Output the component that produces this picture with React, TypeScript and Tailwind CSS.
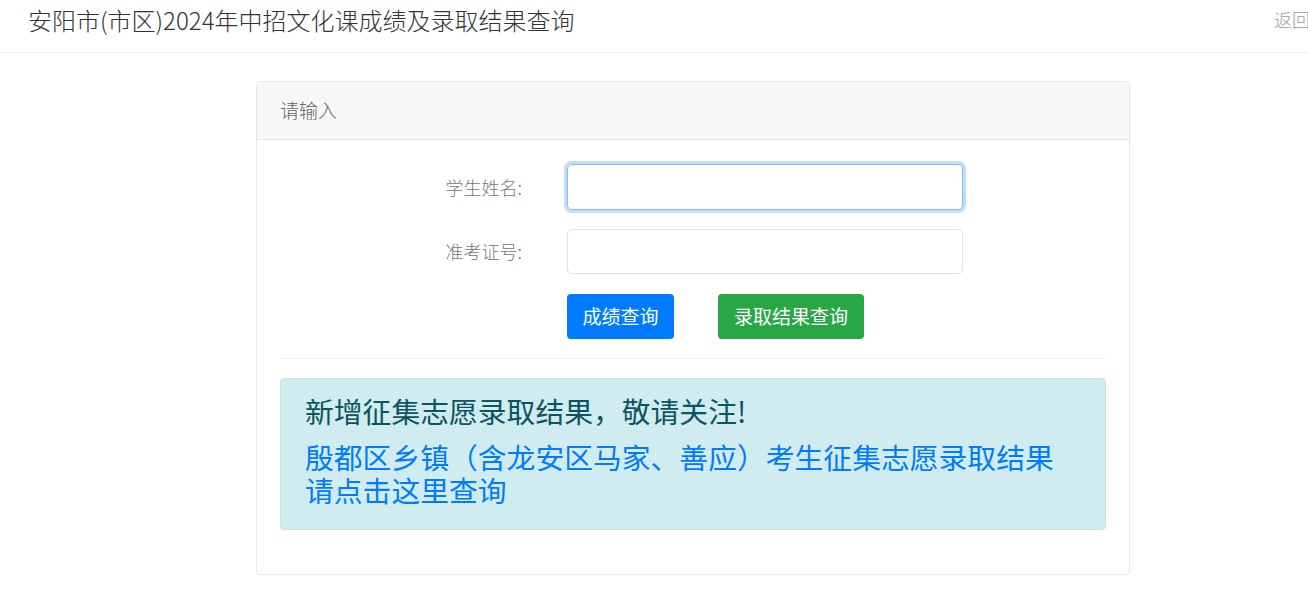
import React from "react";

const font = { fontFamily: '"Noto Sans CJK SC", "Noto Sans", sans-serif' };

export default function App() {
  return (
    <div className="min-h-[611px] bg-white font-['Noto_Sans_CJK_SC','Noto_Sans',sans-serif]" style={font}>
      <header className="h-[53px] border-b border-[#f2f2f2] flex justify-between items-start overflow-hidden">
        <h1 className="pl-[28px] pt-[2px] text-[24px] leading-[36px] font-light text-[#333]">
          安阳市(市区)2024年中招文化课成绩及录取结果查询
        </h1>
        <a className="pt-[4px] text-[18px] leading-[30px] font-light text-[#999] whitespace-nowrap mr-[-2px]">返回</a>
      </header>

      <div className="ml-[256px] mt-[28px] w-[874px] border border-[#e8e8e8] rounded-[4px] overflow-hidden">
        <div className="h-[58px] bg-[#f7f7f7] border-b border-[#e3e3e3] px-[23px] flex items-center text-[19px] text-[#666] font-light">
          请输入
        </div>
        <div className="px-[23px] pt-[24px] pb-[44px]">
          <div className="flex items-center">
            <label className="w-[242px] text-right text-[18px] text-[#777] font-light">学生姓名:</label>
            <input
              className="ml-[45px] w-[396px] h-[46px] rounded-[5px] border border-[#80bdff] shadow-[0_0_0_3px_rgba(0,123,255,0.25)] outline-none px-3"
              type="text"
            />
          </div>
          <div className="flex items-center mt-[19px]">
            <label className="w-[242px] text-right text-[18px] text-[#777] font-light">准考证号:</label>
            <input
              className="ml-[45px] w-[396px] h-[45px] rounded-[5px] border border-[#e0e0e0] outline-none px-3"
              type="text"
            />
          </div>
          <div className="flex items-center mt-[20px] ml-[287px] gap-[44px]">
            <button className="w-[107px] h-[45px] rounded-[4px] bg-[#007bff] text-white text-[19px]">成绩查询</button>
            <button className="w-[146px] h-[45px] rounded-[4px] bg-[#28a745] text-white text-[19px]">录取结果查询</button>
          </div>
          <div className="mt-[19px] border-t border-[#eeeeee]" />
          <div className="mt-[19px] bg-[#d1ecf1] border border-[#bee5eb] rounded-[4px] px-[24px] pt-[15px] pb-[23px]">
            <div className="text-[28.8px] leading-[34px] text-[#0c5460]">新增征集志愿录取结果，敬请关注!</div>
            <a className="block mt-[12px] text-[28.8px] leading-[33px] text-[#007bff]">
              <span className="block">殷都区乡镇（含龙安区马家、善应）考生征集志愿录取结果</span>
              <span className="block">请点击这里查询</span>
            </a>
          </div>
        </div>
      </div>
    </div>
  );
}
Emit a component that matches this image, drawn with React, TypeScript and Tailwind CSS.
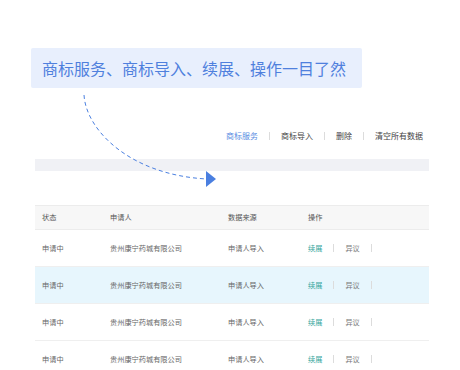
import React from "react";

const font = { fontFamily: '"Noto Sans CJK SC", "Noto Sans", sans-serif' };

function Sep() {
  return <span className="inline-block w-px h-[8px] bg-[#dcdcdc]" />;
}

export default function App() {
  const rows = [false, true, false, false];
  return (
    <div className="relative w-[460px] h-[370px] bg-white overflow-hidden" style={font}>
      <div className="mt-[48px] ml-[31px] w-[331px] h-[40px] bg-[#e8effd] rounded-[2px] flex items-center pl-[11px] text-[16px] text-[#4f80dd] tracking-[0px]">
        商标服务、商标导入、续展、操作一目了然
      </div>

      <div className="mt-[41px] h-[14px] flex items-center justify-end pr-[37px] gap-[11px] text-[8px] text-[#444]">
        <span className="text-[#5b8de2]">商标服务</span>
        <Sep />
        <span>商标导入</span>
        <Sep />
        <span>删除</span>
        <Sep />
        <span>清空所有数据</span>
      </div>

      <div className="mt-[16px] ml-[35px] w-[394px] h-[12px] bg-[#f0f1f5]" />

      <div className="mt-[34px] ml-[35px] w-[394px] border-t border-[#ececec] text-[7.2px] text-[#666]">
        <div className="grid grid-cols-[68px_118px_80px_1fr] pl-[7px] h-[24px] items-center bg-[#f7f7f7] border-b border-[#ececec] text-[#555]">
          <span>状态</span>
          <span>申请人</span>
          <span>数据来源</span>
          <span>操作</span>
        </div>
        {rows.map((hl, i) => (
          <div
            key={i}
            className={`grid grid-cols-[68px_118px_80px_1fr] pl-[7px] h-[37px] items-center border-b border-[#efefef] ${hl ? "bg-[#e7f6fd]" : "bg-white"}`}
          >
            <span>申请中</span>
            <span>贵州康宁药城有限公司</span>
            <span>申请人导入</span>
            <span className="flex items-center gap-[11px]">
              <span className="text-[#34a59c]">续展</span>
              <Sep />
              <span className="text-[#777]">异议</span>
              <Sep />
            </span>
          </div>
        ))}
      </div>

      <svg className="absolute left-0 top-0 pointer-events-none" width="460" height="370" viewBox="0 0 460 370">
        <path
          d="M84 95 C 86 130, 130 175, 207 179"
          fill="none"
          stroke="#4a7fe0"
          strokeWidth="1"
          strokeDasharray="4 3"
        />
        <polygon points="206,171 216,179 206,187" fill="#4a7fe0" />
      </svg>
    </div>
  );
}
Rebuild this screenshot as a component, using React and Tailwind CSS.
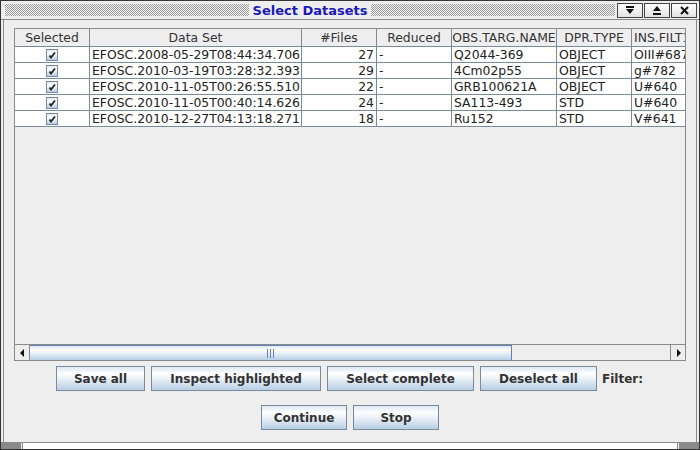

..........

> _Given instruction_
Copy out all the entries exactly. Images stay out of the copy.

> _Solution_
Output the component that produces this picture with React, TypeScript and Tailwind CSS.
import React from "react";

const font = { fontFamily: '"Noto Sans CJK SC", "Noto Sans", sans-serif' };

export default function App() {
  return (
    <div className="min-h-[611px] bg-white font-['Noto_Sans_CJK_SC','Noto_Sans',sans-serif]" style={font}>
      <header className="h-[53px] border-b border-[#f2f2f2] flex justify-between items-start overflow-hidden">
        <h1 className="pl-[28px] pt-[2px] text-[24px] leading-[36px] font-light text-[#333]">
          安阳市(市区)2024年中招文化课成绩及录取结果查询
        </h1>
        <a className="pt-[4px] text-[18px] leading-[30px] font-light text-[#999] whitespace-nowrap mr-[-2px]">返回</a>
      </header>

      <div className="ml-[256px] mt-[28px] w-[874px] border border-[#e8e8e8] rounded-[4px] overflow-hidden">
        <div className="h-[58px] bg-[#f7f7f7] border-b border-[#e3e3e3] px-[23px] flex items-center text-[19px] text-[#666] font-light">
          请输入
        </div>
        <div className="px-[23px] pt-[24px] pb-[44px]">
          <div className="flex items-center">
            <label className="w-[242px] text-right text-[18px] text-[#777] font-light">学生姓名:</label>
            <input
              className="ml-[45px] w-[396px] h-[46px] rounded-[5px] border border-[#80bdff] shadow-[0_0_0_3px_rgba(0,123,255,0.25)] outline-none px-3"
              type="text"
            />
          </div>
          <div className="flex items-center mt-[19px]">
            <label className="w-[242px] text-right text-[18px] text-[#777] font-light">准考证号:</label>
            <input
              className="ml-[45px] w-[396px] h-[45px] rounded-[5px] border border-[#e0e0e0] outline-none px-3"
              type="text"
            />
          </div>
          <div className="flex items-center mt-[20px] ml-[287px] gap-[44px]">
            <button className="w-[107px] h-[45px] rounded-[4px] bg-[#007bff] text-white text-[19px]">成绩查询</button>
            <button className="w-[146px] h-[45px] rounded-[4px] bg-[#28a745] text-white text-[19px]">录取结果查询</button>
          </div>
          <div className="mt-[19px] border-t border-[#eeeeee]" />
          <div className="mt-[19px] bg-[#d1ecf1] border border-[#bee5eb] rounded-[4px] px-[24px] pt-[15px] pb-[23px]">
            <div className="text-[28.8px] leading-[34px] text-[#0c5460]">新增征集志愿录取结果，敬请关注!</div>
            <a className="block mt-[12px] text-[28.8px] leading-[33px] text-[#007bff]">
              <span className="block">殷都区乡镇（含龙安区马家、善应）考生征集志愿录取结果</span>
              <span className="block">请点击这里查询</span>
            </a>
          </div>
        </div>
      </div>
    </div>
  );
}
Emit a component that matches this image, drawn with React, TypeScript and Tailwind CSS.
import React from "react";

const font = { fontFamily: '"Noto Sans CJK SC", "Noto Sans", sans-serif' };

function Sep() {
  return <span className="inline-block w-px h-[8px] bg-[#dcdcdc]" />;
}

export default function App() {
  const rows = [false, true, false, false];
  return (
    <div className="relative w-[460px] h-[370px] bg-white overflow-hidden" style={font}>
      <div className="mt-[48px] ml-[31px] w-[331px] h-[40px] bg-[#e8effd] rounded-[2px] flex items-center pl-[11px] text-[16px] text-[#4f80dd] tracking-[0px]">
        商标服务、商标导入、续展、操作一目了然
      </div>

      <div className="mt-[41px] h-[14px] flex items-center justify-end pr-[37px] gap-[11px] text-[8px] text-[#444]">
        <span className="text-[#5b8de2]">商标服务</span>
        <Sep />
        <span>商标导入</span>
        <Sep />
        <span>删除</span>
        <Sep />
        <span>清空所有数据</span>
      </div>

      <div className="mt-[16px] ml-[35px] w-[394px] h-[12px] bg-[#f0f1f5]" />

      <div className="mt-[34px] ml-[35px] w-[394px] border-t border-[#ececec] text-[7.2px] text-[#666]">
        <div className="grid grid-cols-[68px_118px_80px_1fr] pl-[7px] h-[24px] items-center bg-[#f7f7f7] border-b border-[#ececec] text-[#555]">
          <span>状态</span>
          <span>申请人</span>
          <span>数据来源</span>
          <span>操作</span>
        </div>
        {rows.map((hl, i) => (
          <div
            key={i}
            className={`grid grid-cols-[68px_118px_80px_1fr] pl-[7px] h-[37px] items-center border-b border-[#efefef] ${hl ? "bg-[#e7f6fd]" : "bg-white"}`}
          >
            <span>申请中</span>
            <span>贵州康宁药城有限公司</span>
            <span>申请人导入</span>
            <span className="flex items-center gap-[11px]">
              <span className="text-[#34a59c]">续展</span>
              <Sep />
              <span className="text-[#777]">异议</span>
              <Sep />
            </span>
          </div>
        ))}
      </div>

      <svg className="absolute left-0 top-0 pointer-events-none" width="460" height="370" viewBox="0 0 460 370">
        <path
          d="M84 95 C 86 130, 130 175, 207 179"
          fill="none"
          stroke="#4a7fe0"
          strokeWidth="1"
          strokeDasharray="4 3"
        />
        <polygon points="206,171 216,179 206,187" fill="#4a7fe0" />
      </svg>
    </div>
  );
}
Rebuild this screenshot as a component, using React and Tailwind CSS.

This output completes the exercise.